Plus près de nous, à l’époque contemporaine, la sécularisation n’a pas seulement pour conséquence le recul de toute vie religieuse authentique, mais aussi la dépolitisation de la société, la livrant au pouvoir toujours plus absolu de l’État. Le salut de la société dépend alors de la lutte contre l’absolutisation du politique et d’une réintégration de la religion à la trame du social, par le biais d’une mystique qui ne vise pas tant l’exaltation religieuse individuelle que l’union avec le Bien absolu, promesse d’une justice surnaturelle qui place le bien plus haut que le pouvoir et détermine alors le renoncement définitif à l’exercice de la force (ch. IV).

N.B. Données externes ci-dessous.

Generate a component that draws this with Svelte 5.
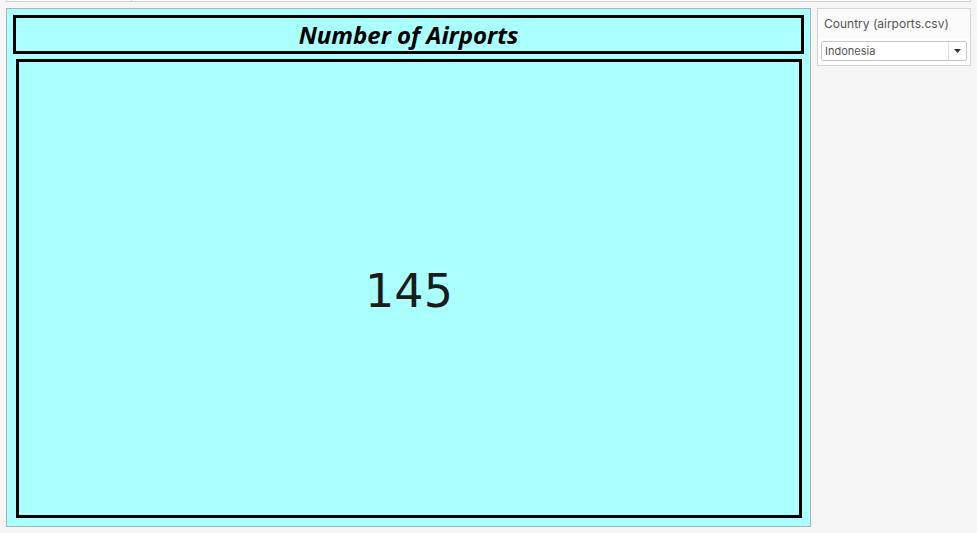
<script>
  let country = $state('Indonesia');
  const airports = { Indonesia: 145 };
</script>

<div class="page">
  <div class="strip"><div class="cell"></div></div>
  <div class="columns">
    <main class="sheet">
      <h1>Number of Airports</h1>
      <section class="view">{airports[country]}</section>
    </main>
    <aside class="filter">
      <label for="country">Country (airports.csv)</label>
      <div class="control">
        <select id="country" bind:value={country}>
          <option>Indonesia</option>
        </select>
        <span class="arrow" aria-hidden="true">
          <svg width="7" height="4" viewBox="0 0 7 4"><path d="M0 0h7L3.5 4z" fill="#333" /></svg>
        </span>
      </div>
    </aside>
  </div>
</div>

<style>
  :global(body) {
    margin: 0;
    background: #f5f5f5;
  }
  .page {
    box-sizing: border-box;
    display: flex;
    flex-direction: column;
    gap: 6px;
    min-height: 100vh;
    padding: 0 6px 6px;
    font-family: Inter, "Liberation Sans", sans-serif;
  }
  .strip {
    display: flex;
    height: 1px;
    border: 1px solid #d0d0d0;
    border-top: 0;
    background: #fff;
  }
  .cell {
    width: 124px;
    border-right: 1px solid #d0d0d0;
  }
  .columns {
    flex: 1;
    display: flex;
    align-items: flex-start;
    gap: 6px;
  }
  .sheet {
    box-sizing: border-box;
    flex: 1;
    align-self: stretch;
    display: flex;
    flex-direction: column;
    gap: 5px;
    padding: 6px 6px 8px;
    border: 1px solid #b0b0b0;
    background: #aaffff;
  }
  h1 {
    margin: 0;
    border: 3px solid #000;
    color: #000;
    font: italic bold 24px/33px "Noto Sans", sans-serif;
    text-align: center;
  }
  .view {
    flex: 1;
    display: flex;
    align-items: center;
    justify-content: center;
    margin: 0 2px 0 3px;
    padding-top: 4px;
    border: 3px solid #000;
    color: #1b1b1b;
    font: 46px/56px "DejaVu Sans", sans-serif;
  }
  .filter {
    box-sizing: border-box;
    width: 154px;
    border: 1px solid #d4d4d4;
    background: #fff;
  }
  label {
    display: block;
    padding: 0 6px;
    background: #fafafa;
    color: #555;
    font-size: 12px;
    line-height: 29px;
  }
  .control {
    display: flex;
    position: relative;
    margin: 3px 3px 4px;
  }
  select {
    box-sizing: border-box;
    width: 100%;
    height: 20px;
    padding: 0 20px 0 3px;
    border: 1px solid #c8c8c8;
    border-radius: 2px;
    background: #fff;
    color: #555;
    font: 11px/18px Inter, "Liberation Sans", sans-serif;
    appearance: none;
  }
  .arrow {
    position: absolute;
    top: 1px;
    right: 1px;
    bottom: 1px;
    width: 17px;
    display: flex;
    align-items: center;
    justify-content: center;
    border-left: 1px solid #ddd;
    pointer-events: none;
  }
</style>
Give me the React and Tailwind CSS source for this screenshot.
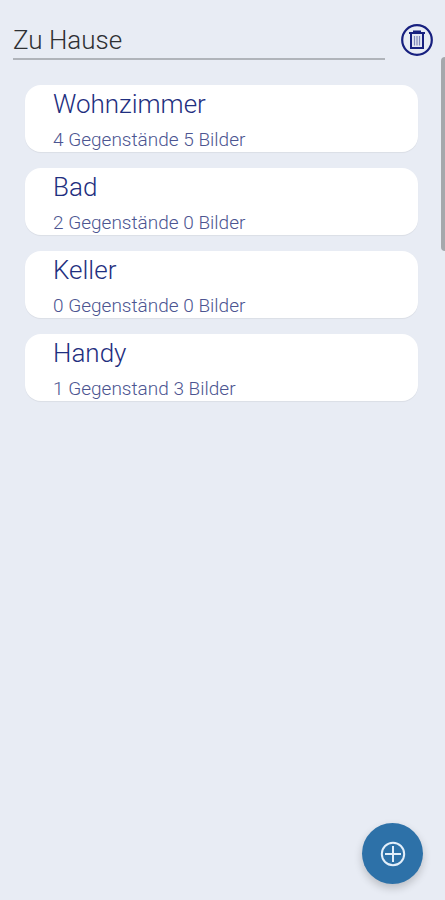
import React, { useState } from "react";

const initialRooms = [
  { id: 1, name: "Wohnzimmer", items: 4, pictures: 5 },
  { id: 2, name: "Bad", items: 2, pictures: 0 },
  { id: 3, name: "Keller", items: 0, pictures: 0 },
  { id: 4, name: "Handy", items: 1, pictures: 3 },
];

function TrashIcon() {
  return (
    <svg viewBox="0 0 32 32" className="h-8 w-8" fill="none" stroke="#17207f" aria-hidden="true">
      <circle cx="16" cy="16" r="14.8" strokeWidth="2.2" />
      <path d="M10 9h12v15H10z" fill="#e3e6f2" strokeWidth="2" />
      <path d="M13.5 12v9.5M16 12v9.5M18.5 12v9.5" stroke="#7d86b8" strokeWidth="1.2" />
      <path d="M8 9h16M12 7.5h8" strokeWidth="2" />
    </svg>
  );
}

function PlusIcon() {
  return (
    <svg viewBox="0 0 26 26" className="h-[26px] w-[26px]" fill="none" stroke="#e3effa" aria-hidden="true">
      <circle cx="13" cy="13" r="11.2" strokeWidth="2" />
      <path d="M13 5v16M5 13h16" strokeWidth="2" />
    </svg>
  );
}

function RoomCard({ room }) {
  return (
    <li>
      <button
        type="button"
        className="block w-full rounded-2xl bg-white px-7 pt-1 text-left shadow-[0_1px_1px_rgba(0,0,0,0.06)]"
      >
        <span className="block text-[26px] leading-[30px] text-[#1f2f80]">{room.name}</span>
        <span className="mt-[9px] block text-[19px] leading-6 text-[#4c5591]">
          {room.items} {room.items === 1 ? "Gegenstand" : "Gegenstände"} {room.pictures} Bilder
        </span>
      </button>
    </li>
  );
}

function App() {
  const [place, setPlace] = useState("Zu Hause");
  const [rooms] = useState(initialRooms);

  return (
    <div className="min-h-screen bg-[#e8ecf4] font-['Roboto',sans-serif] font-light">
      <header className="flex items-center gap-4 pt-5 pr-3 pl-[13px]">
        <input
          type="text"
          aria-label="Ort"
          value={place}
          onChange={(e) => setPlace(e.target.value)}
          className="h-10 min-w-0 flex-1 border-b-2 border-[#b0b4ba] bg-transparent pt-0.5 text-[26px] text-[#2e3033] outline-none"
        />
        <button type="button" aria-label="Ort löschen" className="shrink-0">
          <TrashIcon />
        </button>
      </header>

      <main className="pt-[25px] pr-[27px] pb-24 pl-[25px]">
        <ul className="flex flex-col gap-4">
          {rooms.map((room) => (
            <RoomCard key={room.id} room={room} />
          ))}
        </ul>
      </main>

      {/* Scroll indicator */}
      <div className="fixed top-[57px] right-0 h-[194px] w-1 rounded-l-sm bg-[#a5a8ac]" />

      <button
        type="button"
        aria-label="Raum hinzufügen"
        className="fixed right-[22px] bottom-4 flex h-[61px] w-[61px] items-center justify-center rounded-full bg-[#2d71a8] shadow-[0_4px_8px_rgba(0,0,0,0.2)]"
      >
        <PlusIcon />
      </button>
    </div>
  );
}

export default App;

Rédigé dans une langue fine et précise, tenant compte du dernier état éditorial de l’œuvre de Weil et discutant les recherches récentes qui lui ont été consacrées, l’ouvrage d’Alexandra Féret offre une interprétation remarquablement cohérente du problème de la puissance, qui parvient à maintenir jusqu’au bout l’articulation riche et nuancée du politique et du théologique. On saluera tout particulièrement la précision du travail conceptuel mené tout au long de l’enquête, qui permet d’établir les distinctions nécessaires à l’intelligence du problème et de mettre en avant la singularité radicale de la thèse de l’abdication, en prenant soin de clarifier ou d’écarter certaines lectures moins précises. L’entrée dans l’œuvre par la question théologico-politique met alors en lumière la puissance continuée d’une pensée où la force cède à la grâce et la violence à l’obéissance.